Product SiteDocumentation Site

Chapter 4. CPU

4.1. CPU and NUMA Topology
4.1.1. Using numactl and libnuma
4.2. NUMA and Multi-Core Support
4.3. NUMA enhancements in Red Hat Enterprise Linux 6
4.3.1. Bare-metal and scalability optimizations
4.3.2. Virtualization optimizations
4.4. CPU Scheduler
4.4.1. Realtime scheduling policies
4.4.2. Normal scheduling policies
4.4.3. Policy Selection
4.5. Tuned IRQs
The term CPU, which stands for central processing unit, is a misnomer for most systems, since central implies single, whereas most modern systems have more than one processing unit, or core. Physically, CPUs are contained in a package attached to a motherboard in a socket. Each socket on the motherboard has various connections: to other CPU sockets, memory controllers, interrupt controllers, and other peripheral devices. A socket to the operating system is a logical grouping of CPUs and associated resources. This concept is central to most of our discussions on CPU tuning.
Red Hat Enterprise Linux keeps a wealth of statistics about system CPU events; these statistics are useful in planning out a tuning strategy to improve CPU performance.

SMP and NUMA

Older computers had relatively few CPUs per system, which allowed an architecture known as Symmetric Multi-Processor (SMP).
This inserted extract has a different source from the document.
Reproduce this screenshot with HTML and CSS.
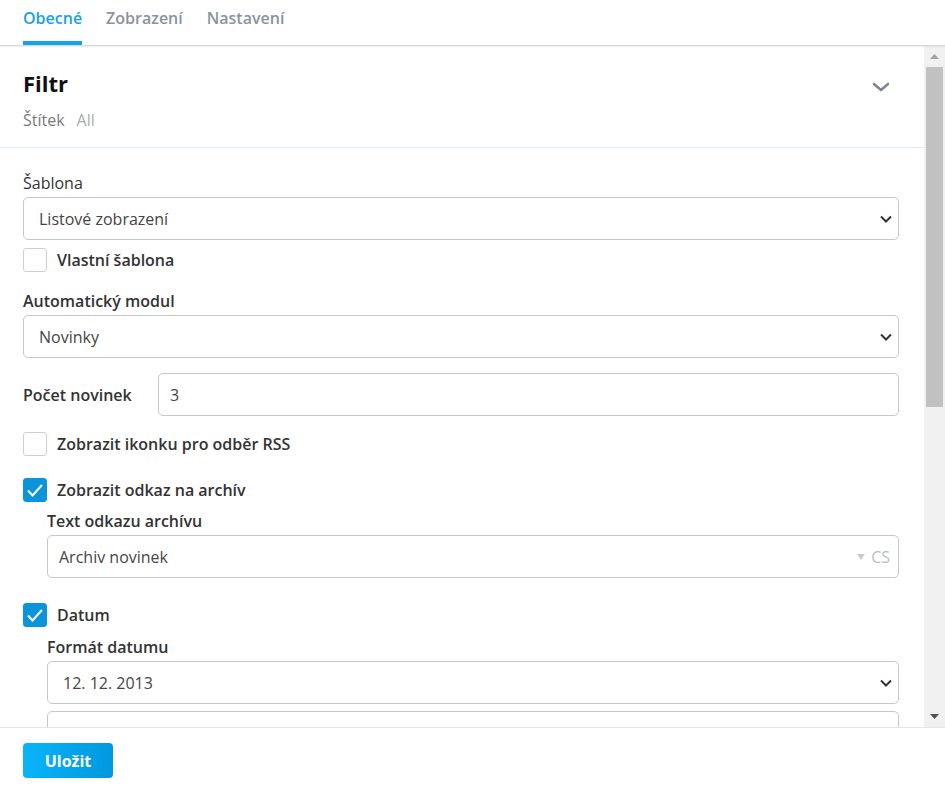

This meant that each CPU in the system had similar (or symmetric) access to available memory. In recent years, CPU count-per-socket has grown to the point that trying to give symmetric access to all RAM in the system has become very expensive. Most high CPU count systems these days have an architecture known as Non-Uniform Memory Access (NUMA) instead of SMP.
AMD processors have had this type of architecture for some time with their Hyper Transport (HT) interconnects, while Intel has begun implementing NUMA in their Quick Path Interconnect (QPI) designs. NUMA and SMP are tuned differently, since you need to account for the topology of the system when allocating resources for an application.

Threads

Inside the Linux operating system, the unit of execution is known as a thread. Threads have a register context, a stack, and a segment of executable code which they run on a CPU. It is the operating system's job to schedule these threads on the available CPUs.
The OS maximizes CPU utilization by load-balancing the threads across available cores. Since the OS is primarily concerned with keeping CPUs busy, it may not make optimal decisions with respect to application performance. Moving an application thread to a CPU on another socket may worsen performance more than simply waiting for the current CPU to become available, since memory access operations may slow drastically across sockets. For high-performance applications, it is usually better for the designer to determine where threads should be placed. Section 4.4, “CPU Scheduler” discusses how to best allocate CPUs and memory to best execute application threads.

Interrupts

One of the less obvious (but nonetheless important) system events that can impact application performance is the interrupt (also known as IRQs in Linux). These events are handled by the operating system, and are used by peripherals to signal the arrival of data or the completion of an operation, such as a network write or a timer event.
The manner in which the OS or CPU that is executing application code handles an interrupt does not affect the application's functionality. However, it may impact the performance of the application. This chapter also discusses tips on preventing interrupts from adversely impacting application performance.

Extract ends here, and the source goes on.